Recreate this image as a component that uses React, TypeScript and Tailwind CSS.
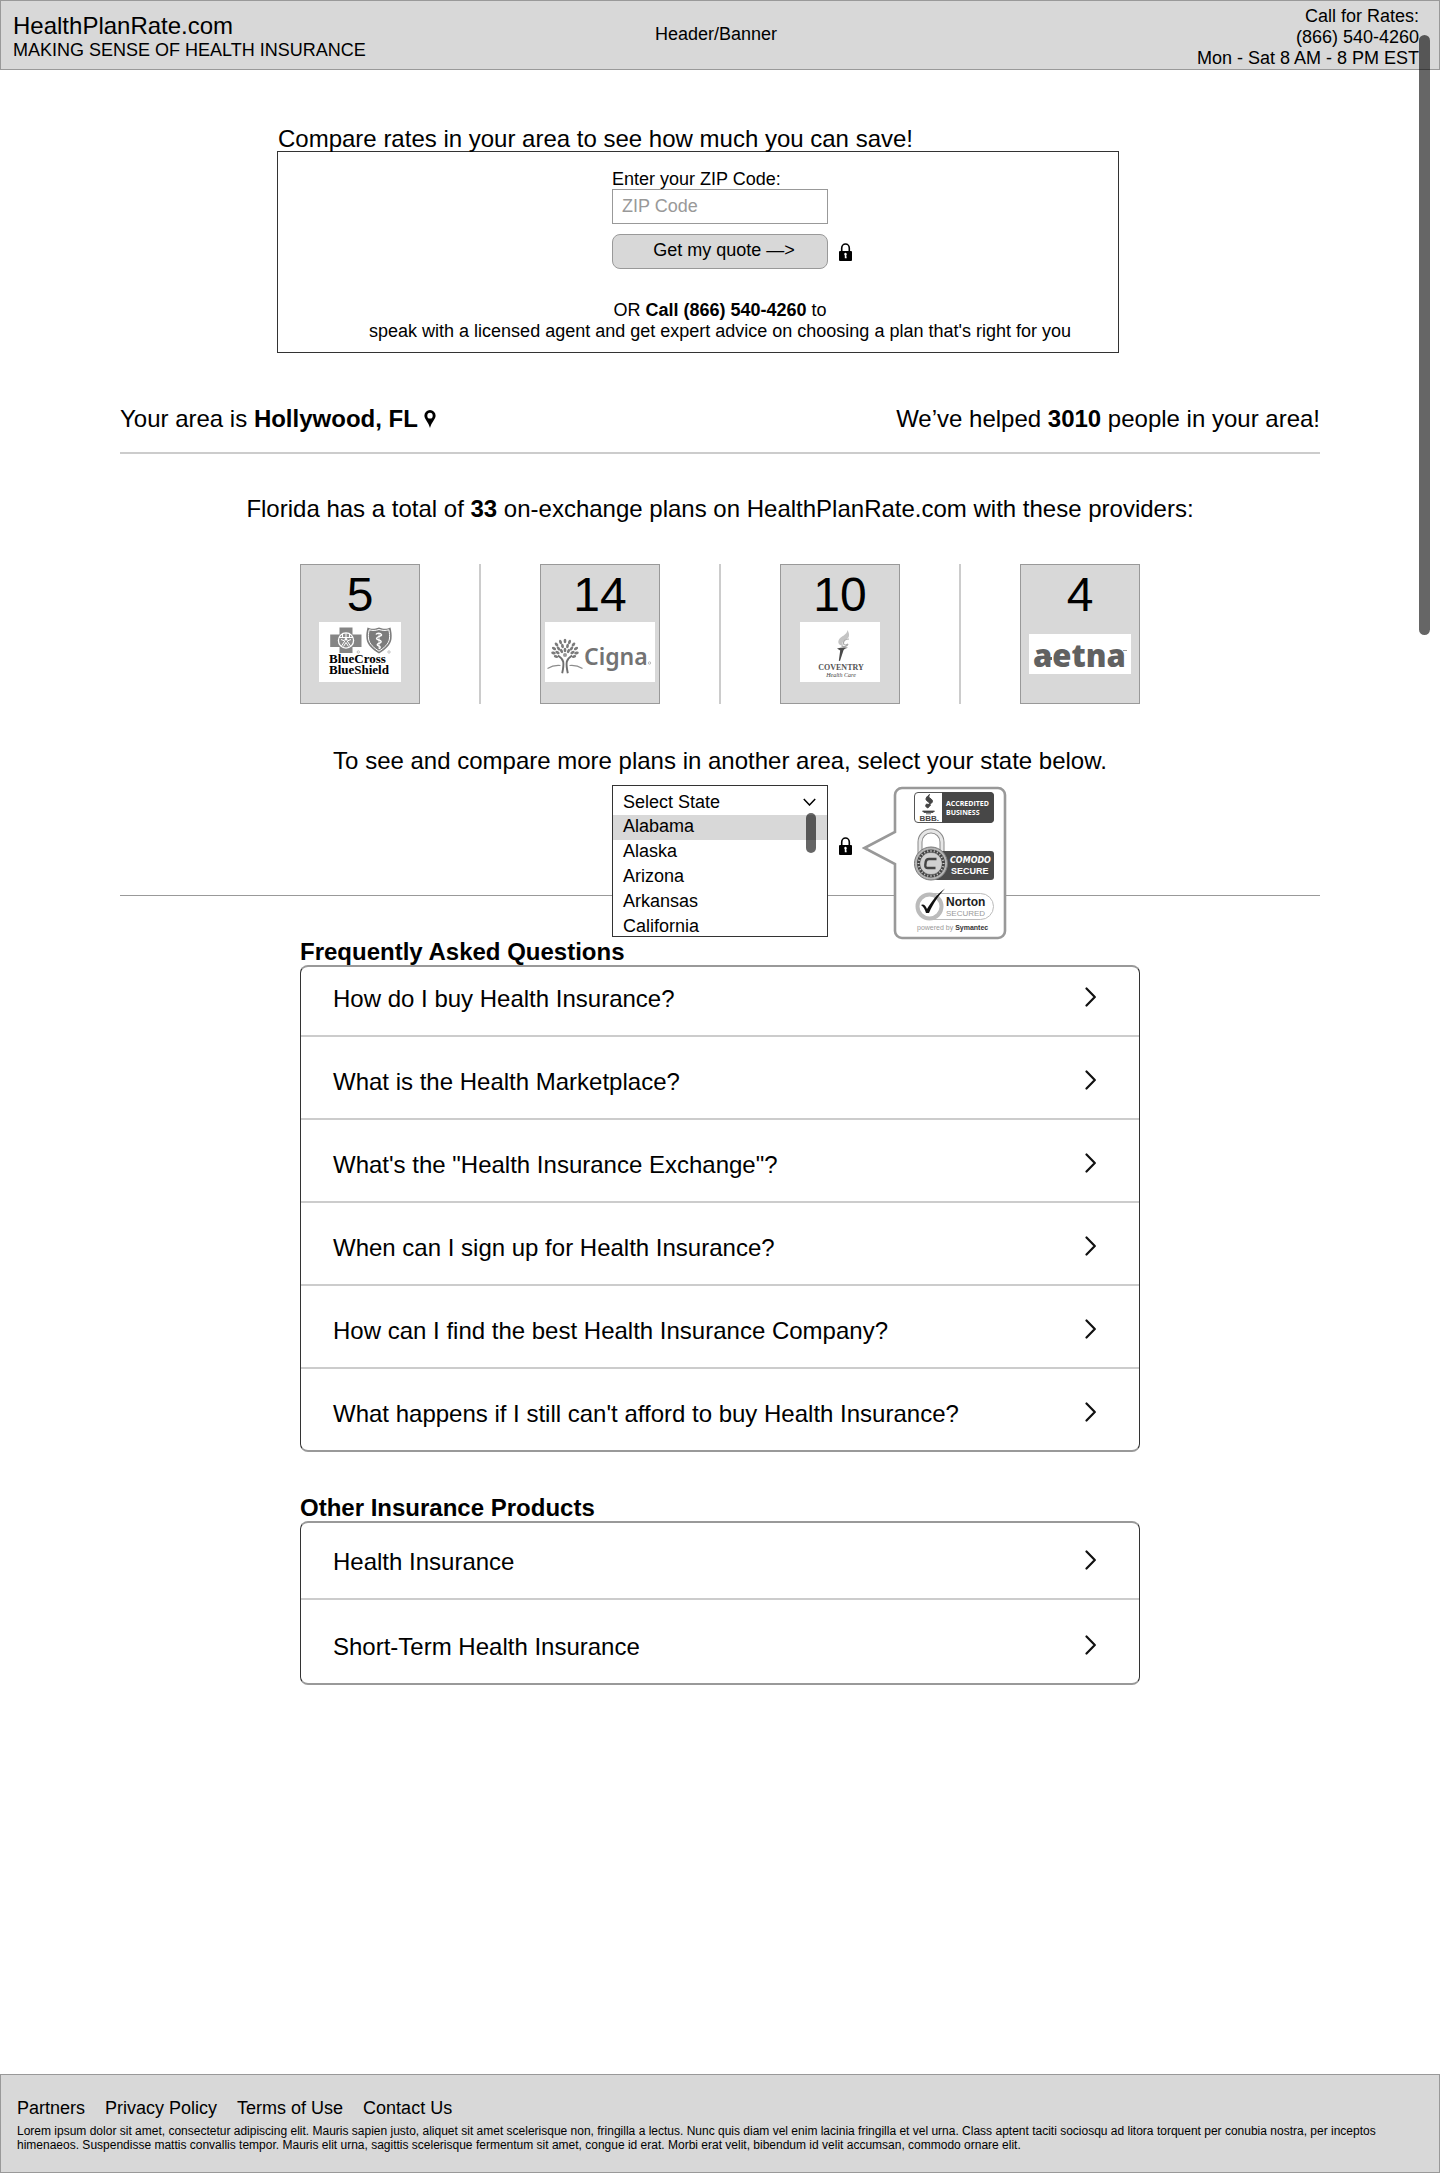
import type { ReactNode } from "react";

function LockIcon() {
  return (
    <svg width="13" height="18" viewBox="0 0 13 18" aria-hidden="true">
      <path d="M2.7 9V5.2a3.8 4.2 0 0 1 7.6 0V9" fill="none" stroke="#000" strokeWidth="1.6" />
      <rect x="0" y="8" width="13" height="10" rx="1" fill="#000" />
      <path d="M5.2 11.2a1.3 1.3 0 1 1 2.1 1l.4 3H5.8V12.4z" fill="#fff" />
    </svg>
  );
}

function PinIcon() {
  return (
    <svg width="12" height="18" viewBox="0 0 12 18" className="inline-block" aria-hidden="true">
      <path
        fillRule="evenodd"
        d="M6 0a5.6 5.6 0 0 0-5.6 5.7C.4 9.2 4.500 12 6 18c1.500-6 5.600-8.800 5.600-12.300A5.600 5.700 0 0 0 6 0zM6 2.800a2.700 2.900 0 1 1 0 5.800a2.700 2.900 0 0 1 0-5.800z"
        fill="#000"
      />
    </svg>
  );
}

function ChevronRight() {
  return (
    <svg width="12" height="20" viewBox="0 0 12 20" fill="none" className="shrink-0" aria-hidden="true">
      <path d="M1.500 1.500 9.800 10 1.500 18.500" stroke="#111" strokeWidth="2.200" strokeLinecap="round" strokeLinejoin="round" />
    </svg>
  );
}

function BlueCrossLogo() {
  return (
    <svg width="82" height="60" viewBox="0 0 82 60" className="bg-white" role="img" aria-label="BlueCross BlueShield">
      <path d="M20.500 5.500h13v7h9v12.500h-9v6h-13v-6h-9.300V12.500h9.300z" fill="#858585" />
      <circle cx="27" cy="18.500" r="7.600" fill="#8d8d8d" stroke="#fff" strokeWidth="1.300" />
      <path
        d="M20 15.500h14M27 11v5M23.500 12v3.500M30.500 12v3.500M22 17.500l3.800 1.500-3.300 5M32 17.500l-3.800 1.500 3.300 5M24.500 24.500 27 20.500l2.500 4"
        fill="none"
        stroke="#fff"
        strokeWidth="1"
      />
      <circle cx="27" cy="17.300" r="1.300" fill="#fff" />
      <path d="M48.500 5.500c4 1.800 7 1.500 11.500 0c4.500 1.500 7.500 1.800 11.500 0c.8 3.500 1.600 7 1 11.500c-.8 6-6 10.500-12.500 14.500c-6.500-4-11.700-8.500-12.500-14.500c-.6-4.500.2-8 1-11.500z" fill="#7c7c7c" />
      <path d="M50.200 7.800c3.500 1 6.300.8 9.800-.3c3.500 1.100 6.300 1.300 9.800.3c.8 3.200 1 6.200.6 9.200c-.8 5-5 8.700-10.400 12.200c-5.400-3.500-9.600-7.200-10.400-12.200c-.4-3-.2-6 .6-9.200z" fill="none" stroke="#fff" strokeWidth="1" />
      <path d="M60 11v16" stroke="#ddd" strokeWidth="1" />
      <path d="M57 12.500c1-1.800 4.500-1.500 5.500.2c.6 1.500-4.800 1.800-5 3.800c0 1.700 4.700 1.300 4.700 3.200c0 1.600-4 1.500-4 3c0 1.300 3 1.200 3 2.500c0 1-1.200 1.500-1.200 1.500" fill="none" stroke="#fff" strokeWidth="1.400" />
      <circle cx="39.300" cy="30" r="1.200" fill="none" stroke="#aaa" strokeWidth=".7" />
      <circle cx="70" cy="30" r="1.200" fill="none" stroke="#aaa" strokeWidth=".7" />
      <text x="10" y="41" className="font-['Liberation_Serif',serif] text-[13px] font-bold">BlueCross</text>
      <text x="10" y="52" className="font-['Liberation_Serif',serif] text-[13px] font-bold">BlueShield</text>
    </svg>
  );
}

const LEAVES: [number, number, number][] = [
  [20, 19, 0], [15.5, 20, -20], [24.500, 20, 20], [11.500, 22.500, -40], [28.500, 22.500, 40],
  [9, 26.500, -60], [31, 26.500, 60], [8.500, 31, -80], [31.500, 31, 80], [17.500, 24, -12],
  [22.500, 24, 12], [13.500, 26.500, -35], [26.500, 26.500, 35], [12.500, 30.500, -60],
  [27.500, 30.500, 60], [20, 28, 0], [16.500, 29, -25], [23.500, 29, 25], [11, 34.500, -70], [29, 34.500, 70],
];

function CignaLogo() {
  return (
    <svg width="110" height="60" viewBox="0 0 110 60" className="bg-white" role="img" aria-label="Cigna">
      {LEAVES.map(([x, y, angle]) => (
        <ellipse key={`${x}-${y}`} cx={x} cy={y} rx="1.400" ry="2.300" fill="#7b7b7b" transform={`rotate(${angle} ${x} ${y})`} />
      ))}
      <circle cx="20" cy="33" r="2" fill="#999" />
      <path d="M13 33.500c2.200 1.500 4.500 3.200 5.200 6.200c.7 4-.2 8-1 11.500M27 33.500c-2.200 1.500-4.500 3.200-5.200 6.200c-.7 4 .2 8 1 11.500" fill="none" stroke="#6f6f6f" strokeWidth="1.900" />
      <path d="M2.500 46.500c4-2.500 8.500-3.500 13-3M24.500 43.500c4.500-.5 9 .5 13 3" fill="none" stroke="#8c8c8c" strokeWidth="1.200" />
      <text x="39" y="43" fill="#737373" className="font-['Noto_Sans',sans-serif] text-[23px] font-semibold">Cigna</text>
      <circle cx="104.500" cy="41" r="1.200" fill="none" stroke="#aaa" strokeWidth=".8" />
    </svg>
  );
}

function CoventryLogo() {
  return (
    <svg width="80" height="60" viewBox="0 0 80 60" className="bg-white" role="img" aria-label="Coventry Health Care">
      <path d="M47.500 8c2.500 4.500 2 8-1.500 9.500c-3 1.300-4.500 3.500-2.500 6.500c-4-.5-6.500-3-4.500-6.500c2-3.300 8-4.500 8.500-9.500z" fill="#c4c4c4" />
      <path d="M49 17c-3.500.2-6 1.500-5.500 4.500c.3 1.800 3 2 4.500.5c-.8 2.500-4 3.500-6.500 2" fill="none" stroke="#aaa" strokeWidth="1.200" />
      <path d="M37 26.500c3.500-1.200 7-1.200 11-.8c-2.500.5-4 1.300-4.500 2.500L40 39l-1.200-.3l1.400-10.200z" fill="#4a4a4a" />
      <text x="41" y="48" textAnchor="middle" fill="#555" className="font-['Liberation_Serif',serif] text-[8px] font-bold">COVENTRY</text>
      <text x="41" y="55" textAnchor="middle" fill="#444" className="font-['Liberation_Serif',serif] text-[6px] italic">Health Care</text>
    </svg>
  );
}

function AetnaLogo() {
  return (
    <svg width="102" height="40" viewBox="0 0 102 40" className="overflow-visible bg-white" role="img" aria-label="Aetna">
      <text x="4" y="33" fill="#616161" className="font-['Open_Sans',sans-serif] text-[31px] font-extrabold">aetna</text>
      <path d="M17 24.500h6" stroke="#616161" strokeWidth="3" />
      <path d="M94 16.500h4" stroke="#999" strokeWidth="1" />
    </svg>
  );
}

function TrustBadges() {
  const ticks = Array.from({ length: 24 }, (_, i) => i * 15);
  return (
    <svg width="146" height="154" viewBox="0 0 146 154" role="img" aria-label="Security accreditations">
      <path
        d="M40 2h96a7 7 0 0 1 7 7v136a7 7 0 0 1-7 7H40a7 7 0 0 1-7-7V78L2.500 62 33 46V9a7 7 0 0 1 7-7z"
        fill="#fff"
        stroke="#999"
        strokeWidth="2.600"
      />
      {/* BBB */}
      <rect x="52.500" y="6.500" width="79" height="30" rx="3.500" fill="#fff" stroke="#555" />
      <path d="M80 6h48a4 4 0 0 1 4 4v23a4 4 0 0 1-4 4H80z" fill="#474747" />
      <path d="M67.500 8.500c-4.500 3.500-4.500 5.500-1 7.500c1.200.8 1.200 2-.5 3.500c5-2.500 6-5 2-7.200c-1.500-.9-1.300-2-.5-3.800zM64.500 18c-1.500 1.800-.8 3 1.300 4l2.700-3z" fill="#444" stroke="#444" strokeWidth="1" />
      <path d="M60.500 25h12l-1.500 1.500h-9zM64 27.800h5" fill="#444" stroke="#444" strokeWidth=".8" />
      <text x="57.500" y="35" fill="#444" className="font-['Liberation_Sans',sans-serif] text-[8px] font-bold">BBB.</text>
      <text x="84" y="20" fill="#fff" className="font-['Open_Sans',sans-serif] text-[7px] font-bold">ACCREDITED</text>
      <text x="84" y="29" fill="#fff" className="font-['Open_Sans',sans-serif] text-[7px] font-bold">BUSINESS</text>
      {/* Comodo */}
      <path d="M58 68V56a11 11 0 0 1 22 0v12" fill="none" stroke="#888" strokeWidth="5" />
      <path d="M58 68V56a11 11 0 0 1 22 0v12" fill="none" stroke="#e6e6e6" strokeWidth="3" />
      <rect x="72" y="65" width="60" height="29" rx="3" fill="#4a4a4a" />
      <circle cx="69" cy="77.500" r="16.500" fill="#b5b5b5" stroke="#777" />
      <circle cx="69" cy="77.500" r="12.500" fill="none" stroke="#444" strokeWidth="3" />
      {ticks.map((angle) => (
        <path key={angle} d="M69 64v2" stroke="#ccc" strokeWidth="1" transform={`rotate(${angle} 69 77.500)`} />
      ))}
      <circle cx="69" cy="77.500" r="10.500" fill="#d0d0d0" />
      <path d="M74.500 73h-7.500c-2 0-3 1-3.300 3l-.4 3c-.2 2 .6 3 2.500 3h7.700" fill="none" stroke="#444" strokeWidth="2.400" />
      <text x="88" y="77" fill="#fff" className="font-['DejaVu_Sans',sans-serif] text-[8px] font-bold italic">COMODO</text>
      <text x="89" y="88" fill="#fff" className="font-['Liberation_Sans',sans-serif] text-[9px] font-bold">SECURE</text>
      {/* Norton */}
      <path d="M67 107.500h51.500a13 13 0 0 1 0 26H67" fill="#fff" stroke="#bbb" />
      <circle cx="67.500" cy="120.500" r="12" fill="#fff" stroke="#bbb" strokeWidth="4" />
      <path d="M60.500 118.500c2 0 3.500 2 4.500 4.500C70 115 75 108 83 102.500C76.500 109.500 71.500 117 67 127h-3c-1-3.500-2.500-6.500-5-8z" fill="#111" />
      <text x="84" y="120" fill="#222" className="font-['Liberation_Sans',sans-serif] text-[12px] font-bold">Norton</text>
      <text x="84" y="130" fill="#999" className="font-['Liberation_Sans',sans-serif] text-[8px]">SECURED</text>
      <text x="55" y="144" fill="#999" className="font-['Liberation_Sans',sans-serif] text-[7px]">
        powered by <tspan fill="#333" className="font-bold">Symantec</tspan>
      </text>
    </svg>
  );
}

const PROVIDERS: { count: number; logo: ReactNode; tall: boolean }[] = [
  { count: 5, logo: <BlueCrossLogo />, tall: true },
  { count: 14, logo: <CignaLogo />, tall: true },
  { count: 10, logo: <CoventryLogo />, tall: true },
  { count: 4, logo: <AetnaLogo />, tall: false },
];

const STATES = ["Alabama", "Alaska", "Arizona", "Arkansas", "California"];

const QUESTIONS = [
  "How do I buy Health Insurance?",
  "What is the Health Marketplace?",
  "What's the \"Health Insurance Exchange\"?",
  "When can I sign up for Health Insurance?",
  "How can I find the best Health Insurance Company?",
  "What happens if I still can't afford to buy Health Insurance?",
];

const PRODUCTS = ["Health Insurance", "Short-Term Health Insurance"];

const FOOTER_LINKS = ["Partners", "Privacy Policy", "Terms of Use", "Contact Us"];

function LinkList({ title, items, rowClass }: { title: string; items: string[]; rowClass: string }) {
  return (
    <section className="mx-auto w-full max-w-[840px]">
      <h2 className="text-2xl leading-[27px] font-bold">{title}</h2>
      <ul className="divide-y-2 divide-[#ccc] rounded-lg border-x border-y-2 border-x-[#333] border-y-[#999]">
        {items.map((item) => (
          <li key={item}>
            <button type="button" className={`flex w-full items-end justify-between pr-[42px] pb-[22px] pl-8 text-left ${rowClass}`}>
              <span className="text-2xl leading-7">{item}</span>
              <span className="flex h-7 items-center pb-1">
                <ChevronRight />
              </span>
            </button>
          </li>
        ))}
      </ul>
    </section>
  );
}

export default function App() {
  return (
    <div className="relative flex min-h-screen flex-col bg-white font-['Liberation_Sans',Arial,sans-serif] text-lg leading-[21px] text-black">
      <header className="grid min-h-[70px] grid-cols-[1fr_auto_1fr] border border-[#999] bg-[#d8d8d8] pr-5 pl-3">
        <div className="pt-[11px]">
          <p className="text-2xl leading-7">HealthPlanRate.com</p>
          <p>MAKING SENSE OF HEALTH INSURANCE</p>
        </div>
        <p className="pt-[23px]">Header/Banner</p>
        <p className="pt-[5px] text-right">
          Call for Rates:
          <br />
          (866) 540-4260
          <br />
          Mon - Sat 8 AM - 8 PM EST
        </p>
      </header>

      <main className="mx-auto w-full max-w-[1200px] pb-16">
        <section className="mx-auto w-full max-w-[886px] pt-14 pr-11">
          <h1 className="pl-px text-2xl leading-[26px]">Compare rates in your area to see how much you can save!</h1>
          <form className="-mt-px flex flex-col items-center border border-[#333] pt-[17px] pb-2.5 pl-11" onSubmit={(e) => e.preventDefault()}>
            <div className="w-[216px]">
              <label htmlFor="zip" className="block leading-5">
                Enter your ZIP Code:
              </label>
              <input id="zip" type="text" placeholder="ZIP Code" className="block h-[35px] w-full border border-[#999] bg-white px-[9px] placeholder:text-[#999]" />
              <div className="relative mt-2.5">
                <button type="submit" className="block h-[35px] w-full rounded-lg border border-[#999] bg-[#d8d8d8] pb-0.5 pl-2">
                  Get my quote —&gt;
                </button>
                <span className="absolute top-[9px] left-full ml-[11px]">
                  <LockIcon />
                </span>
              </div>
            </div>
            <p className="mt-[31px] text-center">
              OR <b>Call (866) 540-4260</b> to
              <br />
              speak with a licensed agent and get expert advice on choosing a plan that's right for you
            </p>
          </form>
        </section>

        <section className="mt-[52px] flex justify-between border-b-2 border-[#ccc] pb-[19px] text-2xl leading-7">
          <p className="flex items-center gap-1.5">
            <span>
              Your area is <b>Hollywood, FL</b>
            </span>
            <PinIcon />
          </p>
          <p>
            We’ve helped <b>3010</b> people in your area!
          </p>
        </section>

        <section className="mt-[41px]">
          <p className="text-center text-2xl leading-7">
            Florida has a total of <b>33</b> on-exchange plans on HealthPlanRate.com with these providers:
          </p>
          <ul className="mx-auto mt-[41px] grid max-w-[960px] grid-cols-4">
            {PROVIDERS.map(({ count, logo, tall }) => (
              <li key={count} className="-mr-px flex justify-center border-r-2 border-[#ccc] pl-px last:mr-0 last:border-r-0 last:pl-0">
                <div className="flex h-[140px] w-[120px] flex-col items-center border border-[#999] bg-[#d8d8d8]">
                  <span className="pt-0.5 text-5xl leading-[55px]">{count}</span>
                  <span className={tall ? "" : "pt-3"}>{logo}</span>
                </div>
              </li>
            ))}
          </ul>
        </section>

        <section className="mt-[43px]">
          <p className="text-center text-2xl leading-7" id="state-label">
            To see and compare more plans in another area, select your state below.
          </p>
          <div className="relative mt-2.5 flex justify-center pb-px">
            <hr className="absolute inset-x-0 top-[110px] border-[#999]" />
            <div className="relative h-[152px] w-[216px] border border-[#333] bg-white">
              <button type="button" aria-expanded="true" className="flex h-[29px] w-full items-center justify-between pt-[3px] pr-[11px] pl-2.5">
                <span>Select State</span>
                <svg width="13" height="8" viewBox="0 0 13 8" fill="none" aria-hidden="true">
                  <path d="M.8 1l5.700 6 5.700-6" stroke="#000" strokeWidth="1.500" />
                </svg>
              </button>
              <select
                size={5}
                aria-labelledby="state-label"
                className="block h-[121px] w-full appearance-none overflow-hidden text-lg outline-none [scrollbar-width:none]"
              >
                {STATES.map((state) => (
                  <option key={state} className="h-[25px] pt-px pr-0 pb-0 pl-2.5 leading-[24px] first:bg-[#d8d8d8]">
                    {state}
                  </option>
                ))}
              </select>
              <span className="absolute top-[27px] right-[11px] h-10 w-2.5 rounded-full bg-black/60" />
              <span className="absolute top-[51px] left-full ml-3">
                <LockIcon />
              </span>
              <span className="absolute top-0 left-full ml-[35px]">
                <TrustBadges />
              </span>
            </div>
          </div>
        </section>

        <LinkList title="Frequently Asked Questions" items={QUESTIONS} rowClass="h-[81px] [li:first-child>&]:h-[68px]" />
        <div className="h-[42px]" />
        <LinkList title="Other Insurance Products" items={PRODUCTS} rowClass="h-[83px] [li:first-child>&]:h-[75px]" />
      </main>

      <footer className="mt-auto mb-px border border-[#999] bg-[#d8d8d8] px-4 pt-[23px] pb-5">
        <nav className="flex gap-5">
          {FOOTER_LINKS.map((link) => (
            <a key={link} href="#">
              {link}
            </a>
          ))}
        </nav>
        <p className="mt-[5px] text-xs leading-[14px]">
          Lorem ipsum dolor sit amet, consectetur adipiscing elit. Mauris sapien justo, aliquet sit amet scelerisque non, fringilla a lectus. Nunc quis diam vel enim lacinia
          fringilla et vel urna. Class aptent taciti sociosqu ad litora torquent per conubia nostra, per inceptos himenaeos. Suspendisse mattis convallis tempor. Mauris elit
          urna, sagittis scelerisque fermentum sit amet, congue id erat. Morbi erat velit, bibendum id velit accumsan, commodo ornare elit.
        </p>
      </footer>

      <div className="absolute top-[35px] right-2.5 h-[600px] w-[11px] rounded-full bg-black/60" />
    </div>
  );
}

* **EXERCISE REQUIREMENTS**: The lines to collect are those holding the string "that"; copy them all.

* **THE SOLUTION**:
Recreate this image as a component that uses React, TypeScript and Tailwind CSS.
              speak with a licensed agent and get expert advice on choosing a plan that's right for you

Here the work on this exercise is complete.